Political Fiction book prize winner
The Nickel Boys
Published by: Fleet
Colson Whitehead was born in 1969, and was raised in Manhattan. After graduating from Harvard College, he started working at the Village Voice, where he wrote reviews of television, books, and music. He is the author of The Nickel Boys, The Underground Railroad, The Noble Hustle, Zone One, Sag Harbor, The Intuitionist, John Henry Days, Apex Hides the Hurt, and one collection of essays, The Colossus of New York. He has received a MacArthur Fellowship, A Guggenheim Fellowship, a Whiting Writers Award, the Dos Passos Prize, and a fellowship at the Cullman Center for Scholars and Writers. He lives in New York City.

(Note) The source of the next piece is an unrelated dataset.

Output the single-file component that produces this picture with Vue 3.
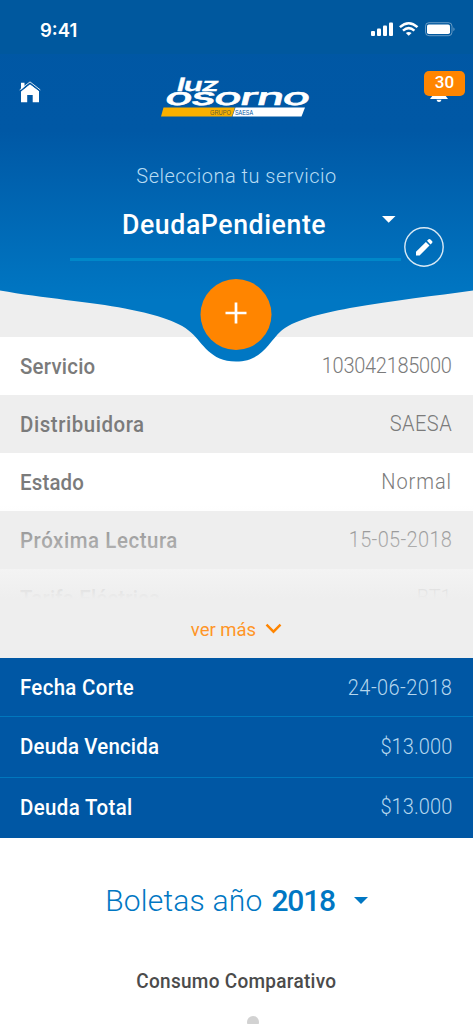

Before winning this year’s Orwell Prize for Political Fiction, The Nickel Boys also won the Pulitzer Prize, making Whitehead only the fourth writer ever to win the Pulitzer Prize for fiction twice.
An expertly crafted historical novel, The Nickel Boys is as convincing in its character portrayal as it is unsparing in its depiction of corruption and racial brutality. All the while it provides unimpeachable evidence that human dignity and love can provide a beacon for transforming lives that's ultimately more powerful and enduring than violence."